# [TO DO]
Working from the top of the listing below, retype each line through the line containing "import React from", both included, with no pictures.

-- start DATA PROVIDED --

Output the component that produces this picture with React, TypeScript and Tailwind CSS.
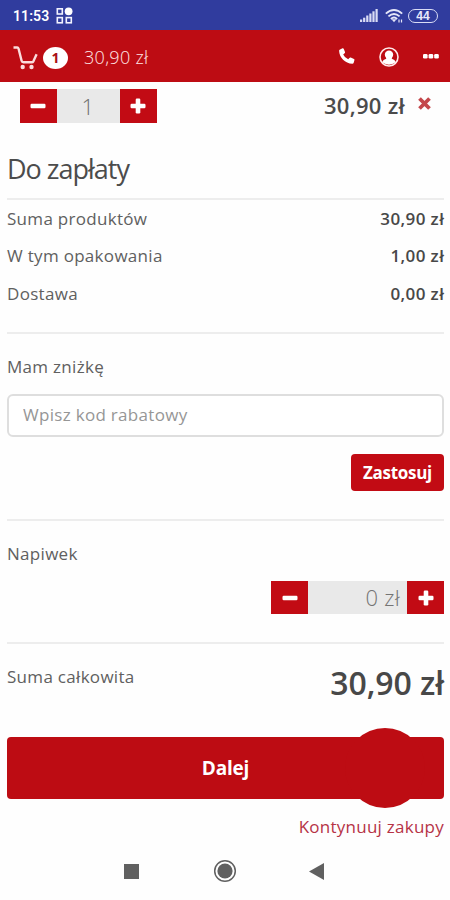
import React from "react";

function StatusBar() {
  return (
    <div className="flex h-[30px] items-center bg-[#303c9e] pt-[1px] pl-[13px] pr-[12px] text-white">
      <span className="font-[Roboto,sans-serif] text-[14px] leading-none font-semibold tracking-[0.1px]">11:53</span>
      <svg className="ml-[7px]" width="18" height="18" viewBox="0 0 18 18" fill="none" stroke="#f1f2ff" strokeWidth="1.6">
        <rect x="1.3" y="1.8" width="5" height="5.200" />
        <rect x="1.3" y="10.6" width="5" height="5.200" />
        <rect x="10.300" y="10.6" width="5" height="5.200" />
        <circle cx="12.6" cy="4.3" r="3.9" fill="#fff" stroke="none" />
      </svg>
      <svg className="ml-auto" width="18" height="13" viewBox="0 0 18 13" fill="#d9dcf5">
        <rect x="0" y="10.5" width="2.2" height="2.5" />
        <rect x="3.1" y="8.7" width="2.2" height="4.3" />
        <rect x="6.2" y="6.5" width="2.2" height="6.5" />
        <rect x="9.3" y="4.5" width="2.2" height="8.5" />
        <rect x="12.4" y="2.3" width="2.2" height="10.7" />
        <rect x="15.5" y="0" width="2.2" height="13" />
      </svg>
      <svg className="ml-[7px]" width="18" height="14" viewBox="0 0 18 14" fill="none" stroke="#e4e6f8" strokeWidth="1.9">
        <path d="M.8 4.6Q9-2.6 17.200 4.600" />
        <path d="M3.400 7.400Q9 2.400 14.600 7.400" />
        <path d="M5.900 10Q9 7 12.100 10" />
        <path d="M6.500 10.200L9 13.200L11.500 10.200Z" fill="#e4e6f8" stroke="none" />
        <path d="M14 10.500v3M16.500 10.500v3" strokeWidth="1.200" />
      </svg>
      <div className="ml-[5px] flex h-[14px] w-[30px] items-center justify-center rounded-full border-[1.500px] border-[#d9dcf5] font-['Liberation_Sans',sans-serif] text-[12px] leading-none font-bold text-[#e8eafb]">
        44
      </div>
    </div>
  );
}

function Header() {
  return (
    <div className="flex h-[52px] items-center bg-[#bd0c13] pl-[13px] pr-[11px] text-white">
      <svg className="mt-[2px]" width="25" height="25" viewBox="0 0 25 25" fill="none" stroke="#fbdcdc" strokeWidth="2.400">
        <path d="M.5 2.500H4.200Q5.200 2.500 5.500 3.500L8.600 15.800Q9 17.300 10.400 17.300H18.700Q19.900 17.300 20.500 16.100L23.600 9.300" />
        <circle cx="9.700" cy="22" r="2.200" fill="#fbdcdc" stroke="none" />
        <circle cx="18.500" cy="22" r="2.200" fill="#fbdcdc" stroke="none" />
      </svg>
      <div className="mt-[3px] ml-[5px] flex h-[22px] w-[25px] items-center justify-center rounded-[50%] bg-white text-[14px] leading-none font-bold text-[#a90f16]">1</div>
      <span className="mt-[1px] ml-[16px] text-[18px] leading-none font-light tracking-[0.300px] text-[#ffe5e5]">30,90 zł</span>
      <svg className="ml-auto" width="16" height="16" viewBox="0 0 16 16" fill="#fff">
        <path d="M.6 1.800L3.500.3Q4.300 0 4.700.8L6 4Q6.300 4.800 5.600 5.300L4.200 6.400Q5.800 9.800 9.200 11.300L10.400 9.900Q10.900 9.300 11.700 9.600L15 11.100Q15.700 11.500 15.400 12.300L14.600 14.900Q14.300 15.700 13.400 15.700C6 15.500.4 9.600.1 2.700Q.1 2.100.6 1.800Z" />
      </svg>
      <svg className="mt-[2px] ml-[24px]" width="20" height="20" viewBox="0 0 20 20">
        <circle cx="10" cy="10" r="9" fill="none" stroke="#ffe9e9" strokeWidth="1.600" />
        <circle cx="10" cy="7.700" r="4.200" fill="#fff" />
        <path d="M3.200 15.300Q4 12.500 7.200 11.700V10H12.800V11.700Q16 12.500 16.800 15.300Q10 20 3.200 15.300Z" fill="#fff" />
      </svg>
      <svg className="ml-[24px]" width="16" height="5" viewBox="0 0 16 5" fill="#fff">
        <rect width="4.600" height="4.600" rx="1.300" />
        <rect x="5.600" width="4.600" height="4.600" rx="1.300" />
        <rect x="11.200" width="4.600" height="4.600" rx="1.300" />
      </svg>
    </div>
  );
}

function StepButton({ plus = false }: { plus?: boolean }) {
  return (
    <button className="flex w-[37px] items-center justify-center bg-[#c20b14]">
      <svg width="16" height="16" viewBox="0 0 16 16" fill="#fff">
        <rect x=".5" y="5.700" width="15" height="4.600" rx="1.200" />
        {plus && <rect x="5.700" y=".5" width="4.600" height="15" rx="1.200" />}
      </svg>
    </button>
  );
}

function Row({ label, value }: { label: string; value: string }) {
  return (
    <div className="flex h-[37.500px] items-center justify-between">
      <span>{label}</span>
      <span className="mr-[-0.300px] font-semibold tracking-[0.400px] text-[#484848]">{value}</span>
    </div>
  );
}

function Divider() {
  return <div className="h-[2px] shrink-0 bg-[#ededed]" />;
}

export default function App() {
  return (
    <div className="flex h-[900px] w-[450px] flex-col overflow-hidden bg-[#fefefe] font-['Open_Sans','Noto_Sans',sans-serif] text-[#606060]">
      <StatusBar />
      <Header />
      <main className="flex flex-col pr-[6px] pl-[7px] text-[17px] leading-none tracking-[0.300px]">
        <div className="mt-[7px] flex h-[34px] items-center pl-[12.500px]">
          <div className="flex h-full">
            <StepButton />
            <div className="flex w-[63px] items-center justify-center bg-[#e9e9e9] text-[22px] font-light text-[#707070]">1</div>
            <StepButton plus />
          </div>
          <span className="mr-[13px] mb-[2px] ml-auto text-[22px] font-semibold tracking-[0.300px] text-[#4b4b4b]">30,90 zł</span>
          <svg className="mr-[13px] mb-[5px]" width="13" height="13" viewBox="0 0 13 13" stroke="#c4474b" strokeWidth="3.800">
            <path d="M1.500 1.500L11.500 11.500M11.500 1.500L1.500 11.500" />
          </svg>
        </div>
        <h1 className="flex h-[75px] items-center pt-[15px] text-[27px] font-normal tracking-[-1px] text-[#4c4c4c]">Do zapłaty</h1>
        <Divider />
        <div className="-mt-[0.500px] h-[113px]">
          <Row label="Suma produktów" value="30,90 zł" />
          <Row label="W tym opakowania" value="1,00 zł" />
          <Row label="Dostawa" value="0,00 zł" />
        </div>
        <div className="h-[19.500px]" />
        <Divider />
        <div className="flex h-[60px] items-center pt-[4px]">Mam zniżkę</div>
        <input
          className="h-[43px] w-full rounded-[6px] border-2 border-[#dedede] bg-white px-[14px] pb-[2px] text-[17px] tracking-[0.300px] outline-none placeholder:text-[#969696]"
          placeholder="Wpisz kod rabatowy"
        />
        <button className="mt-[17px] h-[37px] w-[93px] self-end rounded-[4px] bg-[#c20b14] text-[17px] font-bold tracking-[-0.300px] text-white">Zastosuj</button>
        <div className="h-[28px]" />
        <Divider />
        <div className="flex h-[60px] items-center pt-[4px]">Napiwek</div>
        <div className="flex h-[33px] self-end">
          <StepButton />
          <div className="flex w-[99px] items-center justify-end bg-[#e9e9e9] pr-[7px] pb-[1px] text-[22px] font-light tracking-[0.300px] text-[#747474]">0 zł</div>
          <StepButton plus />
        </div>
        <div className="h-[28px]" />
        <Divider />
        <div className="flex h-[93px] items-start justify-between">
          <span className="mt-[24px]">Suma całkowita</span>
          <span className="mt-[23px] text-[32px] font-semibold tracking-[-0.100px] text-[#484848]">30,90 zł</span>
        </div>
        <button className="relative h-[62px] rounded-[4px] bg-[#bd0c13] text-[19px] font-bold tracking-[-0.200px] text-white">
          <span className="absolute top-[-9px] right-[19px] h-[80px] w-[80px] rounded-full bg-[#bd0c13]" />
          <span className="relative">Dalej</span>
        </button>
        <a className="mt-[19px] self-end tracking-[0.250px] text-[#b63346]">Kontynuuj zakupy</a>
      </main>
      <nav className="mt-auto flex h-[58px] items-center pl-[124px]">
        <div className="h-[15px] w-[15px] bg-[#606060]" />
        <svg className="ml-[74px]" width="24" height="24" viewBox="0 0 24 24">
          <circle cx="12" cy="12" r="10.300" fill="none" stroke="#606060" strokeWidth="1.500" />
          <circle cx="12" cy="12" r="7.600" fill="#606060" />
        </svg>
        <svg className="ml-[72px]" width="15" height="17" viewBox="0 0 15 17" fill="#606060">
          <path d="M0 8.500L15 0V17Z" />
        </svg>
      </nav>
    </div>
  );
}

-- end DATA PROVIDED --

# [COMPLETE OUTPUT]
Output the component that produces this picture with React, TypeScript and Tailwind CSS.
import React from "react";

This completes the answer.